GRIEF is a journey of SELF-COMPASSION. However, it can begin with frustration, anger, and self-criticism. It can include negative self-evaluations, such as “that was dumb”, “that wasn’t good”, “I am a failure”, “I shouldn’t have done that”, “I should have known”, “I wasn’t a good parent/spouse/child”, etc.

Additionally, many people experiencing loss report being hard on themselves. This can look like asking yourself tough and difficult questions such as, Why do you do that? How did you not see that? What were you thinking? Why are you still grieving? 

I think it’s very interesting that we find it easier to be encouraging and supportive of others, while we also find it challenging to encourage and be kind to ourselves. Often, people feel that if they are hard on themselves, they will perform better or behave better. On the contrary, being hard/critical on oneself has been associated with depression, anxiety, shame, low self-esteem, guilt, and regret.


Self-compassion is basically being kind to yourself. It means being supportive and understanding. Self-compassion is about giving yourself kindness, warmth, and honor instead of shame, reproach, and contempt.


1.  Be KIND to yourself (say kind things to yourself)

2.  Give yourself a HUG

3. Tell yourself, “I AM OK”

4. Take a 15-minute break

5. Tell yourself, “I LOVE YOU” or “I AM LOVED”

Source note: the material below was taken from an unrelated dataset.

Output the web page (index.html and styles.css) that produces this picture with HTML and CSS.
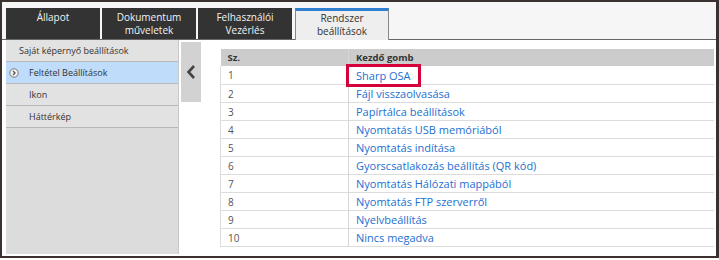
FILE: index.html
```html
<!DOCTYPE html>
<html lang="hu">
<head>
<meta charset="utf-8">
<link rel="stylesheet" href="styles.css">
</head>
<body>
<div class="frame">
  <div class="tabbar">
    <div class="tab">Állapot</div>
    <div class="tab">Dokumentum<br>műveletek</div>
    <div class="tab">Felhasználói<br>Vezérlés</div>
    <div class="tab active">Rendszer<br>beállítások</div>
  </div>
  <div class="main">
    <div class="sidebar">
      <div class="item first">Saját képernyő beállítások</div>
      <div class="item selected"><span class="bullet"><svg width="10" height="10" viewBox="0 0 10 10"><circle cx="5" cy="5" r="4.2" fill="#f4f4f4" stroke="#777" stroke-width="1"/><path d="M4 3 L6 5 L4 7" fill="none" stroke="#555" stroke-width="1.3"/></svg></span>Feltétel Beállítások</div>
      <div class="item">Ikon</div>
      <div class="item">Háttérkép</div>
    </div>
    <div class="toggle"><svg width="10" height="16" viewBox="0 0 10 16"><path d="M8 2 L2.5 8 L8 14" fill="none" stroke="#444" stroke-width="2.6"/></svg></div>
    <div class="tablewrap">
      <table class="list">
        <thead><tr><th class="c1">Sz.</th><th>Kezdő gomb</th></tr></thead>
        <tbody>
          <tr><td class="c1">1</td><td><span class="link hl">Sharp OSA</span></td></tr>
          <tr><td class="c1">2</td><td><span class="link">Fájl visszaolvasása</span></td></tr>
          <tr><td class="c1">3</td><td><span class="link">Papírtálca beállítások</span></td></tr>
          <tr><td class="c1">4</td><td><span class="link">Nyomtatás USB memóriából</span></td></tr>
          <tr><td class="c1">5</td><td><span class="link">Nyomtatás indítása</span></td></tr>
          <tr><td class="c1">6</td><td><span class="link">Gyorscsatlakozás beállítás (QR kód)</span></td></tr>
          <tr><td class="c1">7</td><td><span class="link">Nyomtatás Hálózati mappából</span></td></tr>
          <tr><td class="c1">8</td><td><span class="link">Nyomtatás FTP szerverről</span></td></tr>
          <tr><td class="c1">9</td><td><span class="link">Nyelvbeállítás</span></td></tr>
          <tr><td class="c1">10</td><td><span class="link">Nincs megadva</span></td></tr>
        </tbody>
      </table>
    </div>
  </div>
</div>
</body>
</html>
```

FILE: styles.css
```css
html, body { margin: 0; padding: 0; background: #fff; }
body { font-family: "Open Sans", "Noto Sans", sans-serif; }
.frame {
  width: 719px;
  height: 258px;
  box-sizing: border-box;
  border: 2px solid #3a3230;
  border-right-width: 3px;
  display: flex;
  flex-direction: column;
  overflow: hidden;
}
.tabbar {
  height: 38px;
  box-sizing: border-box;
  background: #f6f6f6;
  border-bottom: 1px solid #666;
  display: flex;
  align-items: flex-end;
  gap: 2px;
  padding: 6px 0 0 4px;
}
.tab {
  width: 94px;
  height: 31px;
  box-sizing: border-box;
  background: #333;
  color: #f2f2f2;
  font-size: 10px;
  line-height: 13px;
  text-align: center;
  padding-top: 3px;
}
.tab.active {
  background: #eeeeee;
  color: #333;
  border: 1px solid #888;
  border-top: 3px solid #2f7fd0;
  border-bottom: none;
  margin-left: 1px;
  height: 32px;
  margin-bottom: -1px;
  padding-top: 1px;
}
.main {
  flex: 1;
  display: flex;
  padding-left: 4px;
  padding-bottom: 2px;
}
.sidebar {
  width: 172px;
  background: #dcdcdc;
  border-right: 1px solid #c8c8c8;
}
.item {
  height: 22px;
  box-sizing: border-box;
  border-bottom: 1px solid #b8b8b8;
  background: #e2e2e2;
  font-size: 9px;
  color: #333;
  line-height: 21px;
  padding-left: 23px;
  display: flex;
  align-items: center;
}
.item.first { padding-left: 13px; }
.item.selected { background: #bfdcfa; padding-left: 3px; }
.bullet { width: 10px; height: 10px; margin-right: 10px; display: flex; }
.toggle {
  width: 20px;
  height: 60px;
  margin: 2px 0 0 2px;
  background: #d2d2d2;
  display: flex;
  align-items: center;
  justify-content: center;
}
.tablewrap {
  flex: 1;
  padding: 9px 0 0 19px;
}
.list {
  width: 494px;
  border-collapse: collapse;
  font-size: 10px;
}
.list th {
  background: #cccccc;
  height: 17px;
  padding: 0 0 0 7px;
  text-align: left;
  font-weight: bold;
  color: #333;
  font-size: 9.5px;
}
.list td {
  height: 17px;
  padding: 0 0 0 7px;
  border-bottom: 1px solid #dcdcdc;
  border-left: 1px solid #dcdcdc;
  color: #555;
}
.list td + td, .list th + th { border-left: 1px solid #d6d6d6; }
.list tbody tr:first-child td { height: 18px; }
.list .c1 { width: 120px; }
.link { color: #1d6fd0; font-size: 11px; }
.hl {
  outline: 3px solid #d6003a;
  padding: 1px 7px;
  margin: 0 -7px;
  position: relative;
  left: 0;
}
```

6. Identify 3 things that you are GRATEFUL for each morning

It’s important to PRACTICE, PRACTICE, PRACTICE these and other self-compassion exercises. Practicing will help you traverse the various terrains on the path of grief.  Incorporating these tips into your life will help you DISCOVER and APPRECIATE the importance of being kind, warm, and compassionate to YOURSELF.